En esas Fernando Valls dijo dos cosas importantes; una, que Yoro era una novela trabajada hasta el final, acabada;  dos, que cada novela tiene un ritmo de lectura. Valls debe estar aburrido de encontrarse novelas a medio cocer que se entregan así a la fábrica, así se venden y así desaparecen engullidas por la máquina de picar carne. Para los lectores que tiran la toalla en la página ciento cincuenta, uno debe reconocer el momento de un libro, su hora del día, la calma y la luz necesaria, respirar con ella sin ahogarse.
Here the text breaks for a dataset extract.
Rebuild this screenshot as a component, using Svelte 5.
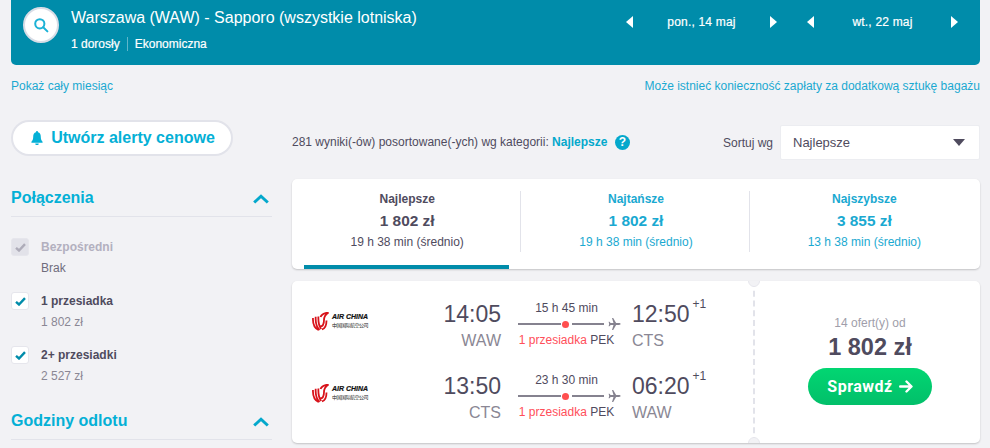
<script lang="ts">
  const tabs = [
    { name: "Najlepsze", price: "1 802 zł", time: "19 h 38 min (średnio)", active: true },
    { name: "Najtańsze", price: "1 802 zł", time: "19 h 38 min (średnio)", active: false },
    { name: "Najszybsze", price: "3 855 zł", time: "13 h 38 min (średnio)", active: false }
  ];

  const legs = [
    { dep: "14:05", from: "WAW", dur: "15 h 45 min", arr: "12:50", to: "CTS" },
    { dep: "13:50", from: "CTS", dur: "23 h 30 min", arr: "06:20", to: "WAW" }
  ];

  const dates = ["pon., 14 maj", "wt., 22 maj"];

  const stops = [
    { label: "Bezpośredni", price: "Brak", off: true },
    { label: "1 przesiadka", price: "1 802 zł", off: false },
    { label: "2+ przesiadki", price: "2 527 zł", off: false }
  ];
</script>

<div class="page">
  <header class="search">
    <div class="circle">
      <svg width="16" height="16" viewBox="0 0 16 16" fill="none" stroke="#1cb2d6" stroke-width="2">
        <circle cx="6.8" cy="6.800" r="4.600" />
        <path d="M10.200 10.200 14.400 14.400" stroke-linecap="round" />
      </svg>
    </div>
    <div class="route">
      <div class="title">Warszawa (WAW) - Sapporo (wszystkie lotniska)</div>
      <div class="meta"><span>1 dorosły</span><span class="sep">Ekonomiczna</span></div>
    </div>
    <div class="dates">
      {#each dates as d}
        <div class="date">
          <svg width="7" height="12" viewBox="0 0 7 12"><path d="M7 0v12L0 6z" fill="#fff" /></svg>
          <span>{d}</span>
          <svg width="7" height="12" viewBox="0 0 7 12"><path d="M0 0v12l7-6z" fill="#fff" /></svg>
        </div>
      {/each}
    </div>
  </header>

  <div class="links">
    <span>Pokaż cały miesiąc</span>
    <span>Może istnieć konieczność zapłaty za dodatkową sztukę bagażu</span>
  </div>

  <div class="columns">
    <aside>
      <button class="alert">
        <svg width="12" height="14" viewBox="0 0 14 15" fill="#04b0d6" preserveAspectRatio="none">
          <path d="M7 0a1.200 1.200 0 0 1 1.200 1.300C10.400 1.800 11.400 3.600 11.400 6c0 3 .8 4.400 2.100 5.600v.9H.5v-.9C1.800 10.400 2.600 9 2.600 6c0-2.400 1-4.200 3.200-4.700A1.200 1.200 0 0 1 7 0zM5 13.300h4A2 2 0 0 1 5 13.300z" />
        </svg>
        Utwórz alerty cenowe
      </button>

      <section class="group">
        <div class="group-head">
          <h3>Połączenia</h3>
          <svg width="16" height="10" viewBox="0 0 16 10" fill="none" stroke="#04a8cc" stroke-width="3"><path d="M1.200 8.500 8 2.200l6.800 6.300" /></svg>
        </div>
        {#each stops as s}
          <div class="stop" class:off={s.off}>
            <span class="check">
              <svg width="11" height="9" viewBox="0 0 11 9" fill="none" stroke-width="2.400"><path d="M1 4.800 4 7.500 10 1.200" /></svg>
            </span>
            <div>
              <div class="stop-label">{s.label}</div>
              <div class="stop-price">{s.price}</div>
            </div>
          </div>
        {/each}
      </section>

      <section class="group second">
        <div class="group-head">
          <h3>Godziny odlotu</h3>
          <svg width="16" height="10" viewBox="0 0 16 10" fill="none" stroke="#04a8cc" stroke-width="3"><path d="M1.200 8.500 8 2.200l6.800 6.300" /></svg>
        </div>
      </section>
    </aside>

    <main>
      <div class="toolbar">
        <div class="count">
          281 wyniki(-ów) posortowane(-ych) wg kategorii: <b>Najlepsze</b>
          <span class="help">?</span>
        </div>
        <div class="sort">
          <span class="sort-label">Sortuj wg</span>
          <div class="select">
            Najlepsze
            <svg width="12" height="7" viewBox="0 0 12 7"><path d="M0 0h12L6 7z" fill="#4f4b5e" /></svg>
          </div>
        </div>
      </div>

      <div class="tabs">
        {#each tabs as t}
          <div class="tab" class:active={t.active}>
            <div class="tab-body">
              <div class="tab-name">{t.name}</div>
              <div class="tab-price">{t.price}</div>
              <div class="tab-time">{t.time}</div>
            </div>
            {#if t.active}<div class="underline"></div>{/if}
          </div>
        {/each}
      </div>

      <article class="card">
        <div class="flights">
          {#each legs as l}
            <div class="leg">
              <div class="carrier">
                <svg width="17" height="19" viewBox="0 0 17 19" fill="none" stroke="#d8131b" stroke-width="1.800">
                  <path d="M1 6c-.3 5 1.500 10 5.500 12M3.700 4.800c-.3 5 .7 10 3.800 13.200M6.400 4.500C6.200 9 6.700 14 9.200 17" />
                  <path d="M8 14.500c3 0 4-3 4-6.500 0-3 1.300-5.500 4.500-7.500C12.500 1 9.500 2.500 8.500 5M10 17.500c3-1 4.500-4.500 4.500-9" />
                </svg>
                <div class="brand">
                  <span class="brand-en">AIR CHINA</span>
                  <span class="brand-cn">中国国际航空公司</span>
                </div>
              </div>
              <div class="dep">
                <div class="time">{l.dep}</div>
                <div class="code">{l.from}</div>
              </div>
              <div class="path">
                <div class="dur">{l.dur}</div>
                <div class="line">
                  <span class="bar"></span><span class="dot"></span><span class="bar short"></span>
                  <svg width="13" height="12" viewBox="0 0 13 12" fill="#85828f">
                    <path d="M12.600 6c0-.5-.8-.9-1.600-.9H8.100L5.200 0H4l1.500 5.100H2.600L1.500 3.700H.6L1.200 6 .6 8.300h.9l1.100-1.400h2.900L4 12h1.200l2.900-5.100H11c.8 0 1.600-.4 1.600-.9z" />
                  </svg>
                </div>
                <div class="via"><span>1 przesiadka</span> PEK</div>
              </div>
              <div class="arr">
                <div class="time">{l.arr}<sup>+1</sup></div>
                <div class="code">{l.to}</div>
              </div>
            </div>
          {/each}
        </div>
        <div class="divider"></div>
        <span class="notch top"></span>
        <span class="notch bottom"></span>
        <div class="offer">
          <div class="offers">14 ofert(y) od</div>
          <div class="price">1 802 zł</div>
          <button class="go">
            Sprawdź
            <svg width="14" height="13" viewBox="0 0 14 13" fill="none" stroke="#fff" stroke-width="2.400" stroke-linecap="round" stroke-linejoin="round"><path d="M1.200 6.500h11M7.500 1.500l5 5-5 5" /></svg>
          </button>
        </div>
      </article>
    </main>
  </div>
</div>

<style>
  :global(body) {
    background: #f2f2f5;
    font-family: "Liberation Sans", Arial, sans-serif;
    color: #4f4b5e;
  }

  .page {
    height: 448px;
    overflow: hidden;
    padding: 0 10px 0 11px;
  }

  .search {
    height: 65px;
    box-sizing: border-box;
    background: #008caa;
    border-radius: 0 0 5px 5px;
    display: flex;
    color: #fff;
    padding: 7px 0 0 12px;
  }

  .circle {
    width: 36px;
    height: 36px;
    box-sizing: border-box;
    border: 2px solid #d9dde6;
    border-radius: 50%;
    background: #fff;
    display: flex;
    align-items: center;
    justify-content: center;
  }

  .route {
    margin-left: 12px;
    flex: 1;
  }

  .title {
    font-size: 16px;
    line-height: 20px;
    margin-top: 1px;
  }

  .meta {
    font-size: 12px;
    margin-top: 9px;
    display: flex;
    line-height: 14px;
    -webkit-text-stroke: 0.2px #fff;
  }

  .sep {
    margin-left: 7px;
    padding-left: 7px;
    border-left: 1px solid #5fb6ca;
  }

  .dates {
    display: flex;
    gap: 30px;
    padding: 9px 22px 0 0;
  }

  .date {
    width: 151px;
    display: flex;
    justify-content: space-between;
    height: 12px;
    align-items: center;
    font-size: 12px;
    letter-spacing: 0.2px;
    -webkit-text-stroke: 0.2px #fff;
  }

  .links {
    display: flex;
    justify-content: space-between;
    font-size: 12px;
    color: #1aa9d1;
    margin-top: 14px;
    line-height: 14px;
  }

  .columns {
    display: flex;
    gap: 20px;
    margin-top: 27px;
  }

  aside {
    width: 261px;
    flex: none;
  }

  .alert {
    width: 222px;
    height: 36px;
    border: 2px solid #e2e3ea;
    border-radius: 18px;
    background: #fff;
    color: #04b0d6;
    font: bold 16px "Liberation Sans", sans-serif;
    display: flex;
    align-items: center;
    justify-content: center;
    gap: 8px;
    padding: 0 0 0 2px;
  }

  .group {
    margin-top: 27px;
  }

  .group.second {
    margin-top: 6px;
  }

  .group-head {
    display: flex;
    justify-content: space-between;
    align-items: center;
    border-bottom: 1px solid #e2e3ea;
    height: 28px;
    padding: 0 3px 5px 0;
    margin-bottom: 21px;
  }

  .group-head svg {
    margin-top: 4px;
  }

  .group-head h3 {
    margin: 2px 0 0;
    font-size: 16px;
    font-weight: bold;
    color: #04b0d6;
  }

  .stop {
    display: flex;
    gap: 12px;
    height: 54px;
    font-size: 12px;
  }

  .check {
    width: 18px;
    height: 18px;
    box-sizing: border-box;
    background: #fff;
    border: 1px solid #e6e6ec;
    border-radius: 3px;
    display: flex;
    align-items: center;
    justify-content: center;
    stroke: #008caa;
  }

  .off .check {
    background: #e2e2e9;
    stroke: #aeacb9;
  }

  .stop-label {
    font-weight: bold;
    line-height: 14px;
    margin-top: 2px;
  }

  .off .stop-label {
    color: #b3b0bf;
  }

  .stop-price {
    margin-top: 7px;
    line-height: 14px;
    color: #8a8794;
  }

  .off .stop-price {
    color: #6f6c7c;
  }

  main {
    flex: 1;
    min-width: 0;
  }

  .toolbar {
    display: flex;
    justify-content: space-between;
    align-items: center;
    height: 35px;
    margin-top: 5px;
    font-size: 12px;
  }

  .count b {
    color: #04a8cc;
  }

  .help {
    display: inline-block;
    width: 15px;
    height: 15px;
    border-radius: 50%;
    background: #04a8cc;
    color: #fff;
    font-weight: bold;
    font-size: 12px;
    line-height: 15px;
    text-align: center;
    margin-left: 4px;
  }

  .sort {
    display: flex;
    align-items: center;
    gap: 7px;
  }

  .select {
    width: 200px;
    height: 35px;
    box-sizing: border-box;
    background: #fff;
    border: 1px solid #ecedf1;
    border-radius: 2px;
    padding: 0 14px 0 12px;
    display: flex;
    justify-content: space-between;
    align-items: center;
    font-size: 13px;
  }

  .tabs {
    margin-top: 19px;
    height: 90px;
    background: #fff;
    border-radius: 5px;
    box-shadow: 0 1px 2px rgba(0, 0, 0, 0.2);
    display: flex;
    padding-right: 3px;
  }

  .tab {
    flex: 1;
    color: #1aa9d1;
    text-align: center;
    padding-top: 12px;
    box-sizing: border-box;
  }

  .tab.active {
    color: #4f4b5e;
  }

  .tab + .tab .tab-body {
    border-left: 1px solid #e2e3ea;
  }

  .tab-body {
    height: 61px;
    box-sizing: border-box;
    padding: 1px 0 0 2px;
  }

  .underline {
    height: 4px;
    background: #008caa;
    margin: 13px 11px 0 12px;
  }

  .tab-name {
    font-size: 12px;
    font-weight: bold;
    line-height: 14px;
  }

  .tab-price {
    font-size: 15.4px;
    font-weight: bold;
    line-height: 18px;
    margin-top: 6px;
  }

  .tab-time {
    font-size: 12px;
    line-height: 14px;
    margin-top: 5px;
  }

  .card {
    margin-top: 12px;
    height: 162px;
    background: #fff;
    border-radius: 5px;
    box-shadow: 0 1px 2px rgba(0, 0, 0, 0.2);
    display: flex;
    position: relative;
    overflow: hidden;
  }

  .flights {
    width: 460px;
    padding: 19px 0 0 20px;
    box-sizing: border-box;
  }

  .leg {
    display: flex;
    height: 72px;
  }

  .carrier {
    width: 131px;
    display: flex;
    gap: 3px;
    padding-top: 12px;
    height: 20px;
  }

  .brand {
    display: flex;
    flex-direction: column;
  }

  .brand-en {
    font-size: 7px;
    font-weight: bold;
    font-style: italic;
    color: #111;
    line-height: 8px;
    margin-top: 1px;
    white-space: nowrap;
    -webkit-text-stroke: 0.2px #111;
  }

  .brand-cn {
    font-family: "Noto Sans CJK SC", sans-serif;
    font-size: 5px;
    line-height: 8px;
    letter-spacing: -0.5px;
    color: #222;
    white-space: nowrap;
  }

  .dep {
    width: 58px;
    text-align: right;
  }

  .time {
    font-size: 23px;
    line-height: 28px;
    position: relative;
    white-space: nowrap;
  }

  .time sup {
    position: absolute;
    font-size: 12px;
    top: -3px;
    margin-left: 3px;
    line-height: 14px;
  }

  .code {
    font-size: 16px;
    line-height: 20px;
    color: #8a8794;
    margin-top: 3px;
  }

  .path {
    width: 114px;
    margin-left: 17px;
    font-size: 12px;
    text-align: center;
  }

  .dur {
    line-height: 14px;
    margin-top: 1px;
    width: 97px;
    white-space: nowrap;
  }

  .line {
    display: flex;
    align-items: center;
    height: 14px;
    margin-top: 2px;
  }

  .bar {
    width: 43px;
    height: 2px;
    background: #85828f;
  }

  .bar.short {
    width: 32px;
  }

  .dot {
    width: 7px;
    height: 7px;
    border-radius: 50%;
    background: #ff4f4f;
    margin: 0 3px 0 1px;
  }

  .line svg {
    margin-left: 4px;
  }

  .via {
    width: 97px;
    line-height: 14px;
    white-space: nowrap;
    margin-top: 2px;
  }

  .via span {
    color: #ff4f5a;
  }

  .divider {
    position: absolute;
    left: 461px;
    top: 0;
    bottom: 0;
    border-left: 2px dashed #e2e3ea;
  }

  .notch {
    position: absolute;
    left: 456px;
    width: 12px;
    height: 12px;
    box-sizing: border-box;
    border-radius: 50%;
    background: #f2f2f5;
    border: 1px solid #e6e6ec;
  }

  .notch.top {
    top: -6px;
  }

  .notch.bottom {
    bottom: -6px;
  }

  .offer {
    flex: 1;
    text-align: center;
    padding: 35px 0 0 8px;
    box-sizing: border-box;
  }

  .offers {
    font-size: 12px;
    line-height: 14px;
    color: #a09eaa;
  }

  .price {
    font-size: 23.5px;
    font-weight: bold;
    line-height: 26px;
    margin-top: 4px;
  }

  .go {
    width: 124px;
    height: 37px;
    border: none;
    border-radius: 19px;
    background: linear-gradient(#02d672, #02bf6a);
    color: #fff;
    font: bold 16px Roboto, sans-serif;
    letter-spacing: 0.5px;
    display: inline-flex;
    align-items: center;
    justify-content: center;
    gap: 6px;
    margin-top: 8px;
    padding: 0;
  }
</style>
Ese es el ritmo de Yoro, ese es el de Marina Perezagua. Ese, y venir de una casa en la que tu madre te cuenta cuentos, romances, esa forma antigua de narrar la vida o una parte de la vida, esa forma de entrenar la imaginación. Willy Uribe andaba por allí, otro autor que viene de esa oscuridad en la que las historias que oyes terminan por ser ciertas, en las que se crean personajes que duran cientos de años, en las que el escritor cumple como un artesano, deja que pase el tiempo necesario para que todo seque y cicatrice. Entre ese mundo inventado en narraciones de invierno y la anatomía literaria de Beatriz Pol Preciado, se cuela la singular sinceridad de los cuerpos maltratados en Yoro, casi escombros, sus sentimientos, su manera de comunicarse por medio de cirugías, órganos sexuales animales, los órganos sexuales de las cosas, el deseo occidental de posesión, de anular la identidad, de crear y buscar placer, el deseo oriental de aprender a respirar. El lector se ve invadido por un dolor que no termina de doler del todo porque crece despacio y hace de Yoro un libro muy contaminado con toda clase de residuos, despojos humanos,  que sin darte cuenta masticas y consumes, creando nuevos residuos, un invierno de hijos y de viejos.  
Yoro quedó flotando en las entrañas de las mujeres que allí había. Fue adoptada por todas esas madres y todas salieron de La Calders, por una puerta más estrecha de la que habían entrado. Belén Feduchi se sentó allí.